1989年,日本,120分
監督:高嶺剛
脚本:高嶺剛
撮影:田村正毅
音楽:上野耕路
出演:小林薫、戸川純、照屋林助、青山知可子、平良進

 沖縄のさとうきび農場で働くギルー(小林薫)は、農場の親方西原の娘マリーを抱く夢を見る。ギルーはマリーを毛遊び(沖縄独特の風習で、若い男女がいっしょに夜を明かして遊ぶ)に誘うが…
 沖縄土着の幻想的世界をマジックレアリズムのような手法をとって描いた作品。言葉はウチナーで、日本語の字幕がつけられる。沖縄の音楽もふんだんに盛り込まれている。
 立松和平の小説で同じ題名のものがあるが、この映画とは時代設定が異なる。もともとは沖縄に伝わる民話のようなものらしく、この映画も立松和平の小説も映画で劇中劇として演じられる舞台も、そのバリエーションであるといえるだろう。 

 この映画の構造は、映画(あるいは物語)の手法としてはそれほどなじみの薄いものではない。時のひとつのサイクルが閉じ、また同じサイクルが始まる、しかしそれはその前に起きたことのまったくの繰り返しではない。この映画のメインであるギルーの物語と最後に始まるサンラーの物語。この二つは繰り返す円環のそれぞれの環なのだろう。
 それは、ここで始まったのではなく、劇中劇で演じられる江戸時代にも起こった出来事なのである。その時その時にギルーが存在し、マリーが存在し、ミライカナイから神のような人々がやってくる。そのサイクルが螺旋構造のように繰り返されているのだろう。
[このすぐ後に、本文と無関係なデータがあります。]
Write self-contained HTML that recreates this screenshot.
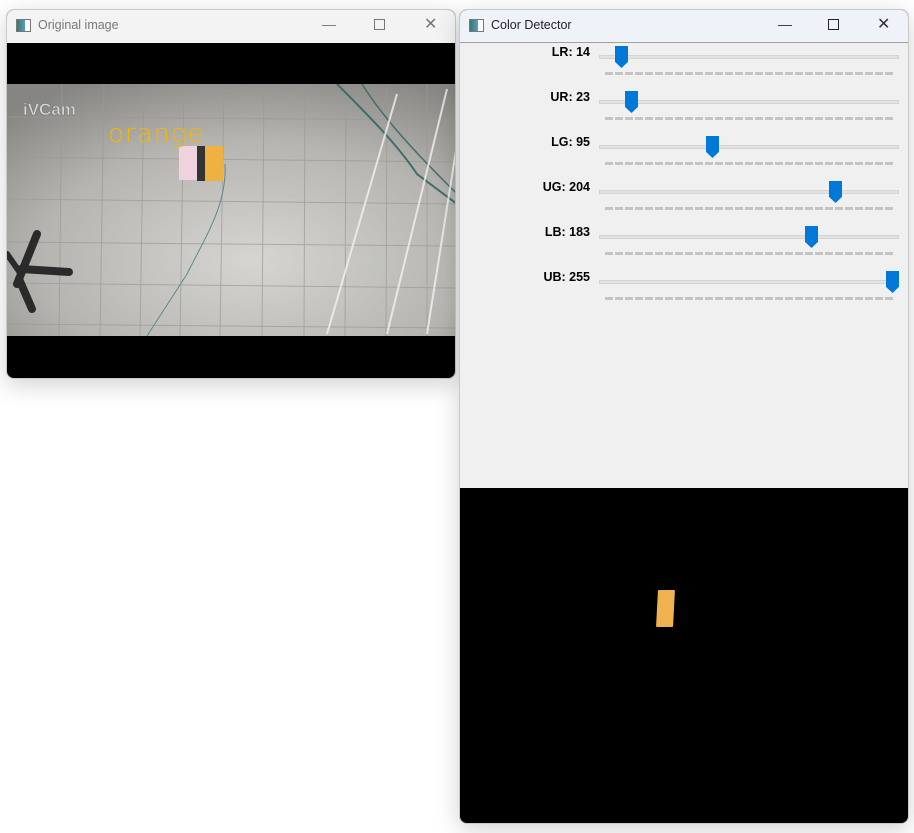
<!DOCTYPE html>
<html><head><meta charset="utf-8"><style>
*{margin:0;padding:0;box-sizing:border-box}
body{width:914px;height:833px;background:#fff;position:relative;overflow:hidden;font-family:"Segoe UI","Liberation Sans",sans-serif}
.win{position:absolute;border-radius:8px;overflow:hidden;box-shadow:0 6px 24px rgba(0,0,0,.18);border:1px solid #c8c8c8}
.tb{position:absolute;left:0;right:0;top:0;height:32px;font-size:12.5px;color:#222}
.tb .t{position:absolute;left:31px;top:8px}
.ico{position:absolute;left:9px;top:9px;width:15px;height:13px;border:1px solid #777;background:linear-gradient(90deg,#3a7a6a,#5a9ac0 60%,#fff 60%)}
.ctl{position:absolute;top:6px;font-size:14px;color:#333}
.lab{position:absolute;right:320px;font:bold 12.5px "Liberation Sans",sans-serif;color:#000;text-align:right}
.track{position:absolute;left:139px;width:300px;height:4px;background:#e3e3e3;border:1px solid #d4d4d4}
.ticks{position:absolute;left:145px;width:289px;height:3px;background:repeating-linear-gradient(90deg,#c4c4c4 0 8px,transparent 8px 10px)}
.thumb{position:absolute;width:13px;height:22px;background:#0078d7;clip-path:polygon(0 0,100% 0,100% 72%,50% 100%,0 72%)}
</style></head><body>

<div class="win" style="left:6px;top:9px;width:450px;height:370px;background:#000">
 <div class="tb" style="background:#f3f3f3;height:33px"><div class="ico"></div><div class="t" style="color:#777">Original image</div>
  <div class="ctl" style="left:315px;color:#777">—</div><div class="ctl" style="left:367px;top:5px;width:11px;height:11px;border:1px solid #777;margin-top:4px"></div><div class="ctl" style="left:417px;color:#777;font-size:16px;top:4px">✕</div></div>
 <svg style="position:absolute;left:0;top:74px" width="450" height="252" viewBox="0 0 450 252">
  <defs><radialGradient id="g" cx="0.55" cy="0.7" r="0.8"><stop offset="0" stop-color="#d6d5d2"/><stop offset="0.6" stop-color="#b5b4b0"/><stop offset="1" stop-color="#868582"/></radialGradient></defs>
  <rect width="450" height="252" fill="url(#g)"/>
  <g stroke="#9a9995" stroke-width="1" opacity=".7">
   <path d="M0 33 L450 36 M0 73 L450 78 M0 115 L450 120 M0 158 L450 162 M0 199 L450 204 M0 240 L450 244"/>
   <path d="M55 0 L52 252 M97 0 L93 252 M137 0 L133 252 M177 0 L173 252 M217 0 L213 252 M257 0 L255 252 M298 0 L297 252 M339 0 L338 252 M380 0 L379 252 M420 0 L420 252"/>
  </g>
  <path d="M330 0 C360 30 390 60 410 90 L450 120" stroke="#3d6e6c" stroke-width="2" fill="none"/>
  <path d="M355 0 C380 40 420 80 450 110" stroke="#40706e" stroke-width="1.5" fill="none"/>
  <path d="M218 80 C220 120 200 150 180 190 L140 252" stroke="#5c8c88" stroke-width="1" fill="none"/>
  <g stroke="#f2f2f2" stroke-width="2" opacity=".8"><path d="M390 10 L320 250 M440 5 L380 250 M450 60 L420 250"/></g>
  <g stroke="#2a2a2a" stroke-linecap="round" fill="none">
   <path d="M30 150 L10 200" stroke-width="8"/><path d="M14 185 L62 188" stroke-width="8"/><path d="M12 195 L25 225" stroke-width="8"/><path d="M0 170 L14 190" stroke-width="6"/>
  </g>
  <rect x="172" y="62" width="18" height="34" fill="#efd2de"/><rect x="190" y="62" width="8" height="35" fill="#333"/><rect x="198" y="62" width="18" height="35" fill="#f0b143"/>
  <text x="16" y="31" font-family="Liberation Sans,sans-serif" font-weight="bold" font-size="17" fill="#d8d8d8" stroke="#777" stroke-width=".6">iVCam</text>
  <text x="101" y="58" font-family="DejaVu Sans,sans-serif" font-weight="200" font-size="26" fill="#f5b800" letter-spacing="1">orange</text>
 </svg>
</div>

<div class="win" style="left:459px;top:9px;width:450px;height:815px;background:#000">
 <div class="tb" style="background:#eff2f9;height:33px;border-bottom:1px solid #a0a0a0"><div class="ico"></div><div class="t">Color Detector</div>
  <div class="ctl" style="left:318px">—</div><div class="ctl" style="left:368px;top:5px;width:11px;height:11px;border:1.3px solid #222;margin-top:4px"></div><div class="ctl" style="left:417px;font-size:16px;top:4px">✕</div></div>
 <div style="position:absolute;left:0;top:33px;width:450px;height:445px;background:#f0f0f0">
  <div class="lab" style="top:2px">LR: 14</div><div class="track" style="top:12px"></div><div class="ticks" style="top:29px"></div><div class="thumb" style="left:155px;top:3px"></div>
  <div class="lab" style="top:47px">UR: 23</div><div class="track" style="top:57px"></div><div class="ticks" style="top:74px"></div><div class="thumb" style="left:165px;top:48px"></div>
  <div class="lab" style="top:92px">LG: 95</div><div class="track" style="top:102px"></div><div class="ticks" style="top:119px"></div><div class="thumb" style="left:246px;top:93px"></div>
  <div class="lab" style="top:137px">UG: 204</div><div class="track" style="top:147px"></div><div class="ticks" style="top:164px"></div><div class="thumb" style="left:369px;top:138px"></div>
  <div class="lab" style="top:182px">LB: 183</div><div class="track" style="top:192px"></div><div class="ticks" style="top:209px"></div><div class="thumb" style="left:345px;top:183px"></div>
  <div class="lab" style="top:227px">UB: 255</div><div class="track" style="top:237px"></div><div class="ticks" style="top:254px"></div><div class="thumb" style="left:426px;top:228px"></div>
 </div>
 <div style="position:absolute;left:197px;top:580px;width:17px;height:37px;background:#f0b24f;transform:skewX(-3deg);border-radius:1px"></div>
</div>
</body></html>
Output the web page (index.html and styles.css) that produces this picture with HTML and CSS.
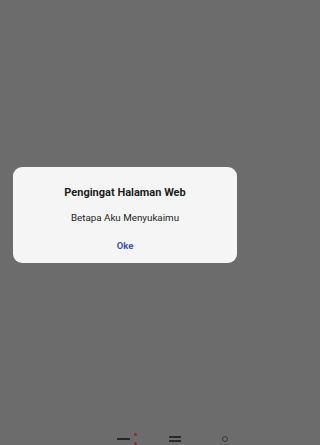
FILE: index.html
```html
<!DOCTYPE html>
<html>
<head>
<meta charset="utf-8">
<link rel="stylesheet" href="styles.css">
</head>
<body>
<div class="screen">
  <div class="dialog">
    <div class="title">Pengingat Halaman Web</div>
    <div class="message">Betapa Aku Menyukaimu</div>
    <div class="actions"><span class="ok">Oke</span></div>
  </div>
  <div class="navbar">
    <span class="nav-dash"></span>
    <span class="nav-dots"><span class="dot"></span><span class="dot"></span></span>
    <span class="nav-lines"><span></span><span></span></span>
    <span class="nav-circle"></span>
  </div>
</div>
</body>
</html>
```
FILE: styles.css
```css
html, body {
  margin: 0;
  padding: 0;
  background: #6c6c6c;
}
body {
  width: 250px;
  height: 445px;
  overflow: hidden;
  font-family: Roboto, "Liberation Sans", sans-serif;
}
.screen {
  height: 445px;
  display: flex;
  flex-direction: column;
  align-items: center;
}
.dialog {
  margin-top: 167px;
  width: 224px;
  height: 96px;
  box-sizing: border-box;
  background: #f5f5f5;
  border-radius: 9px;
  display: flex;
  flex-direction: column;
  align-items: center;
  padding-top: 19px;
}
.title {
  font-size: 11px;
  font-weight: 700;
  color: #1e1e1e;
  line-height: 14px;
}
.message {
  margin-top: 12px;
  font-size: 9.8px;
  color: #1e1e1e;
  line-height: 12px;
}
.actions {
  margin-top: 10px;
}
.ok {
  font-size: 9.5px;
  font-weight: 700;
  color: #4054b0;
  line-height: 12px;
}
.navbar {
  margin-top: auto;
  width: 250px;
  height: 12px;
  display: flex;
  align-items: center;
  padding-left: 117px;
  box-sizing: border-box;
}
.nav-dash {
  width: 13px;
  height: 2px;
  background: #262626;
}
.nav-dots {
  margin-left: 4px;
  height: 12px;
  display: flex;
  flex-direction: column;
  justify-content: space-between;
}
.dot {
  width: 3px;
  height: 3px;
  border-radius: 50%;
  background: #8a2a3a;
}
.nav-lines {
  margin-left: 32px;
  display: flex;
  flex-direction: column;
  gap: 2px;
}
.nav-lines span {
  width: 12px;
  height: 2px;
  background: #2a2a2a;
}
.nav-circle {
  margin-left: 41px;
  width: 4px;
  height: 4px;
  border: 1px solid #3a3a3a;
  border-radius: 50%;
}
```
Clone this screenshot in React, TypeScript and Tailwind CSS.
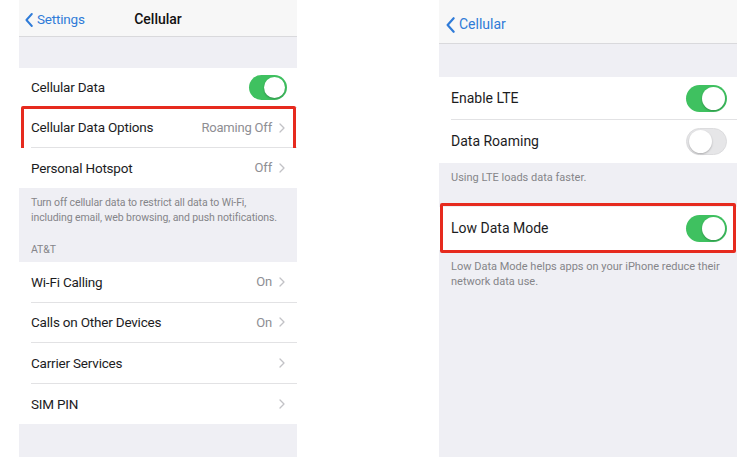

 そう考えると、ラストシーンの爆発は何を意味していたのか。円環の重要な要素である親方とマリーとが爆発してしまったあのシーンは。その象徴的な意味を読み取るのは非常に困難だ。暗喩の集合としての映画表現の避けられない性質ではあるが、ラストシーンの暗喩に込められたメッセージを読み取ること、それが作者から我々に突きつけられた問いなのだろう。
 そして、あの爆発が本土復帰が決まった直後に起こったこと考えれば、それはウチナンチュ(琉球人)である作者から我々ヤマトンチュ(日本人)へと突きつけられた課題でもあるのかもしれない。